## Interface markup and scripts
####################

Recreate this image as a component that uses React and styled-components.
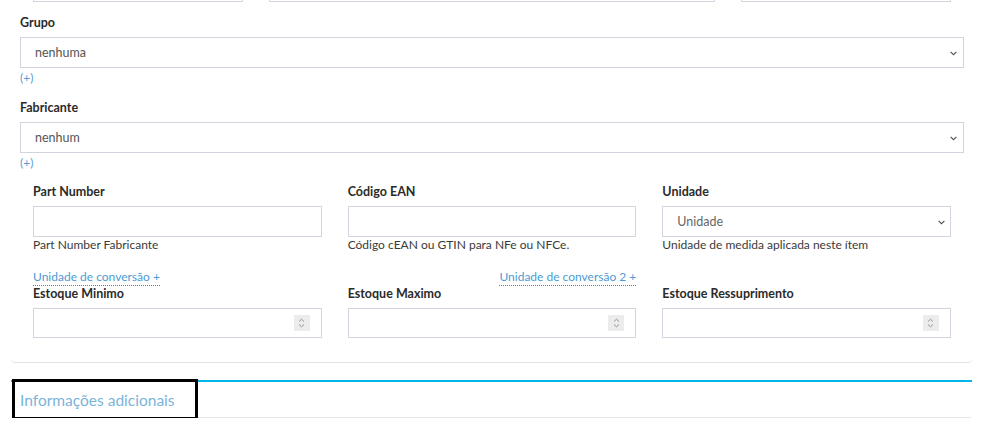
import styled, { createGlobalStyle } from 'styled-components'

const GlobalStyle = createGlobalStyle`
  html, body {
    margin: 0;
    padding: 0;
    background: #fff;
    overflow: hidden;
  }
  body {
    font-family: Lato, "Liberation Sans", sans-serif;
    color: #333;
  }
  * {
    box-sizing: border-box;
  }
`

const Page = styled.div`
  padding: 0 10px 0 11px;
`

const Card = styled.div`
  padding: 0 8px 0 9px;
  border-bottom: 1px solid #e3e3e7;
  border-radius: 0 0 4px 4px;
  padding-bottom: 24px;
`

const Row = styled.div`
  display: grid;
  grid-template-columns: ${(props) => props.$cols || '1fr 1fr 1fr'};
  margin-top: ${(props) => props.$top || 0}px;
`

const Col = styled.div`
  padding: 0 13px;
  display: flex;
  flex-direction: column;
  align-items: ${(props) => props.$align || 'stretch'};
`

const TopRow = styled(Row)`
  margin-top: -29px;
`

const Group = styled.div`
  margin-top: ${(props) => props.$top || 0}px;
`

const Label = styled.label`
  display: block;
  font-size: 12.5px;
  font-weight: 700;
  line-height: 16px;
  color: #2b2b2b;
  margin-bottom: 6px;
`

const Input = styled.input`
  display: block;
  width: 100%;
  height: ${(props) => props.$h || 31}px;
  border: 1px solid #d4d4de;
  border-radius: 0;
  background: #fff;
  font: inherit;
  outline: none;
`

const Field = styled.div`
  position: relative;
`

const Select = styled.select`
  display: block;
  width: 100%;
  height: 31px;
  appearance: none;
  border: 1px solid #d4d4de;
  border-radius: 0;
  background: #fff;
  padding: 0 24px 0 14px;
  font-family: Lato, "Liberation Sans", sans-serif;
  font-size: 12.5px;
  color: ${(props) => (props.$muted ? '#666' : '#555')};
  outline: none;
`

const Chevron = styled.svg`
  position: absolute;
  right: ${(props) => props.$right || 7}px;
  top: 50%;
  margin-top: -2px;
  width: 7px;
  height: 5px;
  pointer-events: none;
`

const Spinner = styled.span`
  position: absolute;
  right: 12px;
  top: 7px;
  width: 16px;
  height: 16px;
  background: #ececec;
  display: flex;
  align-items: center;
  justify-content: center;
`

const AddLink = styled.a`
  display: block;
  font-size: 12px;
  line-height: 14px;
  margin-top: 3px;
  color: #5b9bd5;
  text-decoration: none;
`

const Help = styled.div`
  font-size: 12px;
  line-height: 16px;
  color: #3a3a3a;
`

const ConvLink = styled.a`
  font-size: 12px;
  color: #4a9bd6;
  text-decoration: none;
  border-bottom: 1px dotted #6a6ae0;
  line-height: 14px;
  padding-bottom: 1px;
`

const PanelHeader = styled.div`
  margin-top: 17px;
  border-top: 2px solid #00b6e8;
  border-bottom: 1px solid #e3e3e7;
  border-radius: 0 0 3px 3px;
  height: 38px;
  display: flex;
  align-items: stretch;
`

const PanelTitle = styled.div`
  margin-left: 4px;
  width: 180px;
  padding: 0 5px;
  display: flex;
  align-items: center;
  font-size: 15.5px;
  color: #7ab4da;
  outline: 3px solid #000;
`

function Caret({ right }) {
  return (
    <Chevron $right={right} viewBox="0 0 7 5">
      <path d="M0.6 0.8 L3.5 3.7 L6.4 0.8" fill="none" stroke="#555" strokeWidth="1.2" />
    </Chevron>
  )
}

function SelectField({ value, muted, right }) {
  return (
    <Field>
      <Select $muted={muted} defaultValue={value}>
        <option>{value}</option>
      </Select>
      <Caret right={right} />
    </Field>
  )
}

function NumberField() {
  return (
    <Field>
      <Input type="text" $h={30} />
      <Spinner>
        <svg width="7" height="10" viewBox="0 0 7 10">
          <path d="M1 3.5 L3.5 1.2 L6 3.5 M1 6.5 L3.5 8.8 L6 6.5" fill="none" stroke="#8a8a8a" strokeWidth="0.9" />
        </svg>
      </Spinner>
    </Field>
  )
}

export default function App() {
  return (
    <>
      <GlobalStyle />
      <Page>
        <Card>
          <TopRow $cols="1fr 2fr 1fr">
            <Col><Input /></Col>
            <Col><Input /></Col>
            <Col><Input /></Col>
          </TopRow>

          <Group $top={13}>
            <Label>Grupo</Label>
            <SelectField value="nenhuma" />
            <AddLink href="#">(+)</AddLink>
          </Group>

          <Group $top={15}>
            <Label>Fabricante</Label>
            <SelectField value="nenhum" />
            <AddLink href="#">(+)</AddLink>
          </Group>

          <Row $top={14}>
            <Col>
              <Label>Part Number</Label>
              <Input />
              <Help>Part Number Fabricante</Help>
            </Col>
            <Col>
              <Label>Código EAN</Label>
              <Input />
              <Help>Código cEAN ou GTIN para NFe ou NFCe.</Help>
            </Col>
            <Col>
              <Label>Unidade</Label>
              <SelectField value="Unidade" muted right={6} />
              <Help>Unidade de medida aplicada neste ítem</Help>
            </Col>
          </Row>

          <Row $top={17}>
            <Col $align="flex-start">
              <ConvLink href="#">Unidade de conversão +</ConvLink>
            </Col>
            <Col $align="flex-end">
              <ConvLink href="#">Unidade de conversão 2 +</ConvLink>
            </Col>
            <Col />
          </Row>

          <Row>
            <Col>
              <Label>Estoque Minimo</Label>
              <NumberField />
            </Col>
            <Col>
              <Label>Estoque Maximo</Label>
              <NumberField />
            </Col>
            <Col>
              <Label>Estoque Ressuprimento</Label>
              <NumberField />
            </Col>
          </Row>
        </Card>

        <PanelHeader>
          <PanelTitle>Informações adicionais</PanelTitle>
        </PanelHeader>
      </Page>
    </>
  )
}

####################

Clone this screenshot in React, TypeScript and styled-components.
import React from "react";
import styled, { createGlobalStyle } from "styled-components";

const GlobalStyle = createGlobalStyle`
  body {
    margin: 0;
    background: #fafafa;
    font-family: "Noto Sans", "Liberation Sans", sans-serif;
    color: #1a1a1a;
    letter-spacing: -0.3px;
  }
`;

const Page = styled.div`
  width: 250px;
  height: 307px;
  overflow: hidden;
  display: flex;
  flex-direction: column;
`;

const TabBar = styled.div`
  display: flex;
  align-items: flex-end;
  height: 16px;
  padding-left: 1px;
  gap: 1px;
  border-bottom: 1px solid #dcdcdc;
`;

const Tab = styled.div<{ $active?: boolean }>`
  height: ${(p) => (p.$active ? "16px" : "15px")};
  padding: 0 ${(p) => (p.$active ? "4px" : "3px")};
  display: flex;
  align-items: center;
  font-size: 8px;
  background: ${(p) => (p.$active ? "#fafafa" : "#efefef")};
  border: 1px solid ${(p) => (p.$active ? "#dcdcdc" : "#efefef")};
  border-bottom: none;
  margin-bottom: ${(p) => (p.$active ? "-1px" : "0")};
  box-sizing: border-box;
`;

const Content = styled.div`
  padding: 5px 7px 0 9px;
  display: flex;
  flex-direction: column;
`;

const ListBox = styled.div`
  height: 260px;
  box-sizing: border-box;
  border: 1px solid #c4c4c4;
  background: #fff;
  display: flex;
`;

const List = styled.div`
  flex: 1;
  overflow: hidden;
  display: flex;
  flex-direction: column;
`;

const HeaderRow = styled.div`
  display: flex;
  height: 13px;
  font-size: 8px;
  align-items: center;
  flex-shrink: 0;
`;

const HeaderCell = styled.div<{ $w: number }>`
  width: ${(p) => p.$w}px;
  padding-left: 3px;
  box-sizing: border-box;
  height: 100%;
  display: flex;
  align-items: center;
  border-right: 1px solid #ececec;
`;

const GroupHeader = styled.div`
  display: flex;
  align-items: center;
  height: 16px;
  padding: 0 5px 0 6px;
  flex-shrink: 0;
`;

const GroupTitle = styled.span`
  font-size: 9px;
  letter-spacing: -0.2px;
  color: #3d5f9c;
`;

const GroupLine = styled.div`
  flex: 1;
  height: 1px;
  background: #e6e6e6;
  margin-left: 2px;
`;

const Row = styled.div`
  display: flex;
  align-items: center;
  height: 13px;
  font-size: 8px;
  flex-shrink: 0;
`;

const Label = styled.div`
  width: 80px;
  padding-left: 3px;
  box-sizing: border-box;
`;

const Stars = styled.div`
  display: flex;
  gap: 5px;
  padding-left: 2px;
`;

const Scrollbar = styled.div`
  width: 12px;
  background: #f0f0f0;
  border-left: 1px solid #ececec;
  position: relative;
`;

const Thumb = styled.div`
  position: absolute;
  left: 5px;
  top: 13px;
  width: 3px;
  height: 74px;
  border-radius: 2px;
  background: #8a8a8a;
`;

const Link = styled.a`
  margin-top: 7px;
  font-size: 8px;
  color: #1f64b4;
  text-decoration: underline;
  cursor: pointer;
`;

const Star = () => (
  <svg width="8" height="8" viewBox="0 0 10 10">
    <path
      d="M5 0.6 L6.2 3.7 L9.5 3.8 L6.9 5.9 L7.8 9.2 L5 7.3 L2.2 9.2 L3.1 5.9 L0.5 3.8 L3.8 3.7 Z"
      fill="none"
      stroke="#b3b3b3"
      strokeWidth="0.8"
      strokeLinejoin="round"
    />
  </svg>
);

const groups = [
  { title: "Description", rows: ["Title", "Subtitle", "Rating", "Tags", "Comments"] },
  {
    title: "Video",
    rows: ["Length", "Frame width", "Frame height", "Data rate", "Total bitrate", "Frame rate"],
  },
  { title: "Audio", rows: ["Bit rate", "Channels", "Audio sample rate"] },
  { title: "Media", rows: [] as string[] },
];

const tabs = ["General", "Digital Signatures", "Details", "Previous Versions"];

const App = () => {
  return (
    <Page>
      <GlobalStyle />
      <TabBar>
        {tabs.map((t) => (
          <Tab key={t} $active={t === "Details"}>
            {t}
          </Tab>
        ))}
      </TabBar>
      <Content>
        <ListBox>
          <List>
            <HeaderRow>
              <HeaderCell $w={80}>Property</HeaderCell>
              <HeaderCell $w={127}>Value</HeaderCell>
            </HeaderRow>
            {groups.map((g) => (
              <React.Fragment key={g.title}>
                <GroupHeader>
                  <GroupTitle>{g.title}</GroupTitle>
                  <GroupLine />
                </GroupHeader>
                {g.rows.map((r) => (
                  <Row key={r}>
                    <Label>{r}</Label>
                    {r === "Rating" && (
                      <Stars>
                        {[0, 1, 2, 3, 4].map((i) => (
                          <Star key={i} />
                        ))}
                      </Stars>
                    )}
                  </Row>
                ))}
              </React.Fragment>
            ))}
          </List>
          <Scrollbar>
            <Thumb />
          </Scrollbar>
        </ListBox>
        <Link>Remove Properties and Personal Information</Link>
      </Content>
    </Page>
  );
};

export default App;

####################

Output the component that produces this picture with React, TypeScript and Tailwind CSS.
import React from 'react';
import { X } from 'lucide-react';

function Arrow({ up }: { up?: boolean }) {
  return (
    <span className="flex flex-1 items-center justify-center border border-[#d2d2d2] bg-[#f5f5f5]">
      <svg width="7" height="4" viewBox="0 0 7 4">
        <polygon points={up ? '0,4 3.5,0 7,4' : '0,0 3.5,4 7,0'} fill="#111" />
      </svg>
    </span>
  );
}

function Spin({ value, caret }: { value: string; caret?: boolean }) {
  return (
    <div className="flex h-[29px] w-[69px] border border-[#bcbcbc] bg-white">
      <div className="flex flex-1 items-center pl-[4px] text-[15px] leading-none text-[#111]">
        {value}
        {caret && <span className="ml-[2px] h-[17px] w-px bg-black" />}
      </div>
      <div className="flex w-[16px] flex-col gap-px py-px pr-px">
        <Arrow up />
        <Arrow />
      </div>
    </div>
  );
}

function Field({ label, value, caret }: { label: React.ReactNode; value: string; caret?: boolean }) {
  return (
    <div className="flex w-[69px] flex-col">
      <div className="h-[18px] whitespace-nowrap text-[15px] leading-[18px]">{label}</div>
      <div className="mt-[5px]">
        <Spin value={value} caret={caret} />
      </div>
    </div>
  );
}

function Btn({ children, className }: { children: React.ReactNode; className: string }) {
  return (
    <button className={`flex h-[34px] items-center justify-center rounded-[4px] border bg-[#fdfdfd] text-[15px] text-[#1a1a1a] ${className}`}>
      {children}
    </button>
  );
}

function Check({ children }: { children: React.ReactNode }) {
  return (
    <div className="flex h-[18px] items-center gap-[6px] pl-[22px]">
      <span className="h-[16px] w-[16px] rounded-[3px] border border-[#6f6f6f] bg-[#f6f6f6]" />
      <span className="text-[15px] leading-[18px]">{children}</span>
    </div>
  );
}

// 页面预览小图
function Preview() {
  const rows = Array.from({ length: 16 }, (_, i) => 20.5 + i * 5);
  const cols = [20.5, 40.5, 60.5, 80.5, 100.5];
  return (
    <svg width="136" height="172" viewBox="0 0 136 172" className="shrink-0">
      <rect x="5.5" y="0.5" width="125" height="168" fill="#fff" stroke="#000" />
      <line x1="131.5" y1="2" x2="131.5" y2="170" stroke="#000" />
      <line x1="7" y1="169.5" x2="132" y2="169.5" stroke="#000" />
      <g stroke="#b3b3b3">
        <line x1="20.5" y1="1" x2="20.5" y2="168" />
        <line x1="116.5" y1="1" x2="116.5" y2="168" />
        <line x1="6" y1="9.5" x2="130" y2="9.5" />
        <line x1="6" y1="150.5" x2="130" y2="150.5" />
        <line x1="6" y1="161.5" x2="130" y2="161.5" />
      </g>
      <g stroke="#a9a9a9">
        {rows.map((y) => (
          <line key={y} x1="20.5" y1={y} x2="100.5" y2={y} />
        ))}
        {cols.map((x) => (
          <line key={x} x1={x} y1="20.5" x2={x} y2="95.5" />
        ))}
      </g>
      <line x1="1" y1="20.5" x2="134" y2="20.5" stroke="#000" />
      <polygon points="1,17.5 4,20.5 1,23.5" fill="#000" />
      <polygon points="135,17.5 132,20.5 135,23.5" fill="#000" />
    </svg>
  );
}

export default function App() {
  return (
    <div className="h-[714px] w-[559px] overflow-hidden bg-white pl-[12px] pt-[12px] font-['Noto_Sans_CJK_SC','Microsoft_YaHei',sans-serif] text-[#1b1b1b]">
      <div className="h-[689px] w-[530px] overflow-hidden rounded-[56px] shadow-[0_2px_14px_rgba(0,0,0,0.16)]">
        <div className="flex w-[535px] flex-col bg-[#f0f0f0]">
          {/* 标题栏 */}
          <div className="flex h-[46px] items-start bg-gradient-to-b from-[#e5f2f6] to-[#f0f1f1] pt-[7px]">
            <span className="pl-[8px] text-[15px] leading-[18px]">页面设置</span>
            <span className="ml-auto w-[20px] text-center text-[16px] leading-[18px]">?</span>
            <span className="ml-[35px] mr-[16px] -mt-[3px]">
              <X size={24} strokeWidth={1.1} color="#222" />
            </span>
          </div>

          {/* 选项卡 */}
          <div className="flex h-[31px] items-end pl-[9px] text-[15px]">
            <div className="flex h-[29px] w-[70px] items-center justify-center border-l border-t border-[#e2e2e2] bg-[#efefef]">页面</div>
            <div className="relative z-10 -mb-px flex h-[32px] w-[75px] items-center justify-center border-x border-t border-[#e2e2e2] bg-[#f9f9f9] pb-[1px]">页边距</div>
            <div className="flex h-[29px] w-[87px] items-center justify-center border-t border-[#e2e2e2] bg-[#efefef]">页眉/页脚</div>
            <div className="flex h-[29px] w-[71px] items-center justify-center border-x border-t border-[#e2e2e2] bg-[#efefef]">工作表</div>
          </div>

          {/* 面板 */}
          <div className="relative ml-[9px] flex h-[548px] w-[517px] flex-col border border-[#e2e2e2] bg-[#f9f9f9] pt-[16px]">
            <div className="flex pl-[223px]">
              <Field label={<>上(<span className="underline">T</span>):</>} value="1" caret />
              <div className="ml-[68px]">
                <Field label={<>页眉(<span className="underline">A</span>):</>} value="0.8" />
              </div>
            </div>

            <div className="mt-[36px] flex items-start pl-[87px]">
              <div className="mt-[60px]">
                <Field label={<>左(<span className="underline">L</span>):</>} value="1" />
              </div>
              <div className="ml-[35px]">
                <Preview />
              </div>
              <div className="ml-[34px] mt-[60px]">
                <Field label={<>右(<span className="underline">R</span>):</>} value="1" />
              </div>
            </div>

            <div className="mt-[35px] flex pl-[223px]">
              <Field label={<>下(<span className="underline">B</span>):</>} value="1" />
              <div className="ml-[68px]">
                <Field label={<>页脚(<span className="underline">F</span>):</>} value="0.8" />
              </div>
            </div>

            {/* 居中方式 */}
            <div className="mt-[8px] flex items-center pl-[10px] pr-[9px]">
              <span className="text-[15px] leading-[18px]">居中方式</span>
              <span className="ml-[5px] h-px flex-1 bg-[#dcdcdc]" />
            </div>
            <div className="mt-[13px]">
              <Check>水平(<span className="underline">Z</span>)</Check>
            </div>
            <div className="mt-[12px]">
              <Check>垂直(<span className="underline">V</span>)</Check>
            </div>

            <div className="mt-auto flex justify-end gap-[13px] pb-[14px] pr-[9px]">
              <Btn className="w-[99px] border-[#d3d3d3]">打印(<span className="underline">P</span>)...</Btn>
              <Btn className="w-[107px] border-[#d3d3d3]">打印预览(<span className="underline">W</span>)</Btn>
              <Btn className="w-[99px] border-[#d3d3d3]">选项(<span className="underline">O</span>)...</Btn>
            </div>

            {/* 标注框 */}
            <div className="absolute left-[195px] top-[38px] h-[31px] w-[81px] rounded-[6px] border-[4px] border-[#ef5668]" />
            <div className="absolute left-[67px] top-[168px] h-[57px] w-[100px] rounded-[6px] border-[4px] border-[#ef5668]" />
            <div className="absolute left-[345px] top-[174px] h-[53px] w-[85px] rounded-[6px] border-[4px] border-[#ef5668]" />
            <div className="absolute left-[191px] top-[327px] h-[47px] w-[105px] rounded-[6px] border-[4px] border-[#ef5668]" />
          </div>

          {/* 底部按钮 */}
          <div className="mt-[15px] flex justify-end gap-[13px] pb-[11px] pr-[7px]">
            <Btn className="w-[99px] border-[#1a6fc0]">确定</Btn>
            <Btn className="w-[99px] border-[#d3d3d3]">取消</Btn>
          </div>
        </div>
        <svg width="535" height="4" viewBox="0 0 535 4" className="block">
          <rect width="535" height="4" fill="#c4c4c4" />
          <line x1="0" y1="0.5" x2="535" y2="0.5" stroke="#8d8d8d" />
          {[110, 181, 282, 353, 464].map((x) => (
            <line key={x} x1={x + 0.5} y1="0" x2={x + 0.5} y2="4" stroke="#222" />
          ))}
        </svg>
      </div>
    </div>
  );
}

####################

## Directions for this task
Reproduce each line of the entries in which the word "that" is found.

## Solution for this problem
Recreate this image as a component that uses React and styled-components.
Output the component that produces this picture with React, TypeScript and Tailwind CSS.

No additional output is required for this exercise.